Almost three years, since Natasha died. Understanding life, and the loss there of is still and unknown force.
However, for those who are in the throes of grief. You will reach a time where you will laugh, if only at a memory, cry, knowing that you were blessed with one of God's greatest gift, and you will thank him. Where you come to terms with one of the facts of living, is that we will die. And when you ask, why your love one. A glimmer of understanding, will help you to survive, the pain.
Open your soul to experience that this is life. We have to leave here. I believe that Natasha is our Angel. That through God's will, she watches over us. Helping us to follow the path that our life is destiny to take, making us stronger, and accepting.
I didn't want to stay on this earth without her. I wanted to be with her, protecting her, knowing where she was. I wanted to die. I forgot the many blessings that I still had.
I know now that this is grief. If you open your soul and mind, and pray to survive, you will.
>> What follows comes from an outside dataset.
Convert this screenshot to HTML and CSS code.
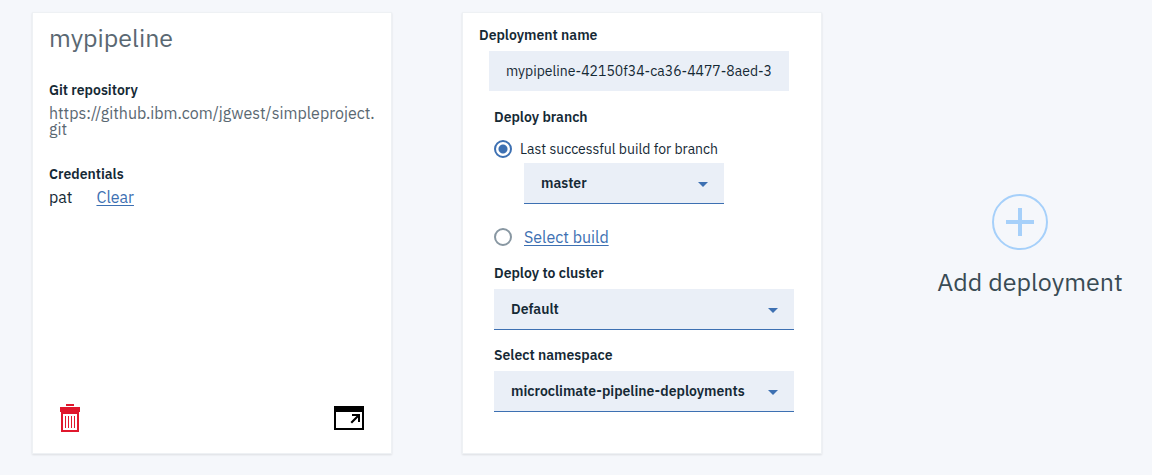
FILE: index.html
```html
<!DOCTYPE html>
<html lang="en">
<head>
<meta charset="utf-8">
<meta name="viewport" content="width=device-width, initial-scale=1">
<title>mypipeline</title>
<link rel="stylesheet" href="styles.css">
</head>
<body>
<main class="board">
  <section class="card pipeline">
    <h1 class="pipeline-name">mypipeline</h1>
    <h2 class="label">Git repository</h2>
    <p class="repo">https://github.ibm.com/jgwest/simpleproject.<wbr>git</p>
    <h2 class="label">Credentials</h2>
    <p class="credentials"><span>pat</span><a class="link" href="#">Clear</a></p>
    <div class="actions">
      <button class="icon-button" type="button" aria-label="Delete pipeline">
        <svg width="20" height="28" viewBox="0 0 20 28" fill="#e0182d" shape-rendering="crispEdges" aria-hidden="true">
          <path d="M6 0h8v2H6zM0 3h20v5h-1v20H1V8H0z"/>
          <path fill="#fff" d="M3 10h14v16H3z"/>
          <path d="M5 12h1v12H5zM8 12h1v12H8zM11 12h1v12h-1zM14 12h1v12h-1z"/>
        </svg>
      </button>
      <button class="icon-button" type="button" aria-label="Open pipeline">
        <svg width="30" height="24" viewBox="0 0 30 24" aria-hidden="true">
          <path fill-rule="evenodd" d="M0 0h30v24H0zM2 6v16h26V6z"/>
          <path d="M18 8h8v8h-2v-4.500l-6 6-1.500-1.500L22.500 10H18z"/>
        </svg>
      </button>
    </div>
  </section>

  <form class="card deployment">
    <label class="label" for="name">Deployment name</label>
    <input class="field name-field" id="name" type="text" value="mypipeline-42150f34-ca36-4477-8aed-3">
    <div class="options">
      <fieldset class="branch">
        <legend class="label">Deploy branch</legend>
        <div class="choice">
          <input class="radio" type="radio" name="source" id="last" checked>
          <label for="last">Last successful build for branch</label>
        </div>
        <div class="select-wrap branch-select">
          <select class="field select" aria-label="Branch"><option>master</option></select>
          <svg class="caret" width="10" height="5" viewBox="0 0 10 5" aria-hidden="true"><path d="M0 0h10L5 5z"/></svg>
        </div>
        <div class="choice build">
          <input class="radio" type="radio" name="source" id="build" aria-label="Select build">
          <a class="link" href="#">Select build</a>
        </div>
      </fieldset>
      <label class="label" for="cluster">Deploy to cluster</label>
      <div class="select-wrap">
        <select class="field select" id="cluster"><option>Default</option></select>
        <svg class="caret" width="10" height="5" viewBox="0 0 10 5" aria-hidden="true"><path d="M0 0h10L5 5z"/></svg>
      </div>
      <label class="label" for="namespace">Select namespace</label>
      <div class="select-wrap">
        <select class="field select" id="namespace"><option>microclimate-pipeline-deployments</option></select>
        <svg class="caret" width="10" height="5" viewBox="0 0 10 5" aria-hidden="true"><path d="M0 0h10L5 5z"/></svg>
      </div>
    </div>
  </form>

  <div class="add">
    <button class="add-button" type="button">
      <svg class="add-icon" width="56" height="56" viewBox="0 0 56 56" fill="none" stroke="#a6d0fa" aria-hidden="true">
        <circle cx="28" cy="28" r="27" stroke-width="2"/>
        <path stroke-width="4" d="M14 28h28M28 14v28"/>
      </svg>
      <span>Add deployment</span>
    </button>
  </div>
</main>
</body>
</html>
```
FILE: styles.css
```css
* { box-sizing: border-box; }

body {
  margin: 0;
  background: #f5f7fb;
  color: #152935;
  font-family: "IBM Plex Sans", Roboto, "Liberation Sans", sans-serif;
  font-size: 14px;
  line-height: 16px;
}

h1, h2, p { margin: 0; }
button, input, select { font: inherit; color: inherit; }
button { border: 0; padding: 0; background: none; cursor: pointer; }

.board {
  display: grid;
  grid-template-columns: minmax(0, 360px) minmax(0, 360px) minmax(200px, 1fr);
  column-gap: 70px;
  padding: 12px 0 20px 32px;
}

.card {
  display: flex;
  flex-direction: column;
  padding: 14px 16px 16px;
  background: #fff;
  border: 1px solid #eef1f4;
  box-shadow: 0 1px 2px rgba(0, 0, 0, 0.1);
}

.label {
  display: block;
  padding: 0;
  font-size: 14px;
  line-height: 16px;
  font-weight: 600;
}

.link {
  color: #3d70b2;
  font-size: 16px;
  text-underline-offset: 2px;
}

.pipeline-name {
  margin: -4px 0 29px;
  color: #5a6872;
  font-size: 25px;
  line-height: 30px;
  font-weight: 400;
}

.repo {
  margin: 7px 0 29px;
  color: #5a6872;
  font-size: 16px;
}

.credentials {
  display: flex;
  gap: 24px;
  margin-top: 7px;
  font-size: 16px;
}

.actions {
  display: flex;
  justify-content: space-between;
  align-items: center;
  margin-top: auto;
  padding: 0 11px 5px;
}

.icon-button { display: flex; }

.field {
  width: 100%;
  height: 40px;
  padding: 0 17px;
  border: 0;
  border-radius: 0;
  background: #eaeff7;
}

.name-field {
  width: auto;
  margin: 8px 16px 18px 10px;
}

.options { padding: 0 11px 8px 15px; }

.branch {
  min-width: 0;
  margin: 0 0 19px;
  padding: 0;
  border: 0;
}

.choice {
  display: flex;
  align-items: center;
  gap: 8px;
  margin-top: 15px;
  line-height: 18px;
}

.build {
  gap: 12px;
  margin-top: 24px;
}

.radio {
  appearance: none;
  flex: none;
  width: 18px;
  height: 18px;
  margin: 0;
  border: 2px solid #8897a2;
  border-radius: 50%;
}

.radio:checked {
  border-color: #3d70b2;
  background: radial-gradient(circle, #3d70b2 4px, #fff 5px);
}

.select-wrap {
  position: relative;
  margin: 8px 0 17px;
}

.branch-select {
  width: 200px;
  margin: 5px 0 0 30px;
}

.select {
  appearance: none;
  display: block;
  height: 41px;
  border-bottom: 1px solid #3d70b2;
  font-weight: 600;
}

.caret {
  position: absolute;
  right: 16px;
  top: 19px;
  fill: #3d70b2;
  pointer-events: none;
}

.add {
  display: flex;
  align-items: center;
  justify-content: center;
  padding: 26px 0 0 16px;
}

.add-button {
  display: flex;
  flex-direction: column;
  align-items: center;
  gap: 16px;
  color: #394b54;
  font-size: 25px;
  line-height: 32px;
}

.add-icon { margin-right: 20px; }
```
You will leave that terrible darkness, the void will disminish, with time, you will survive.
We miss her like crazy. This is the level of grief that we are experiencing,
I read a book during the darkest days, "The Courage To Grieve". It helped in recognizing some of the levels of grief. This along with searching for answers in the Bible, provided comfort at different times. Other times you have to go through it. What I know is that we all grieve differently. But you will reach a level, where you can survive the dark period. I slip, I still experience feelings that can't be described, because they are beyond description. But, now I know that time passes and you reach a safe haven, where you live, with acceptance, that you were blessed with the gift of have given life to another. That life made a difference to this earth and to others. That life made a difference in our life. That life had a purpose and when the purpose was served, it moved to the next realm.
If you're confused or asking what was the purpose. Remember that God works in mysterious ways. Each day we all make a difference to this planet or it's inhabitants, whether through good deeds or bad ones.. But we make a difference as did our children. Their purpose was fulfilled.
Our daughter was a kind, loving, intelligent women. The memories are special and keep us grounded. We are blessed and so are you.
It will get better.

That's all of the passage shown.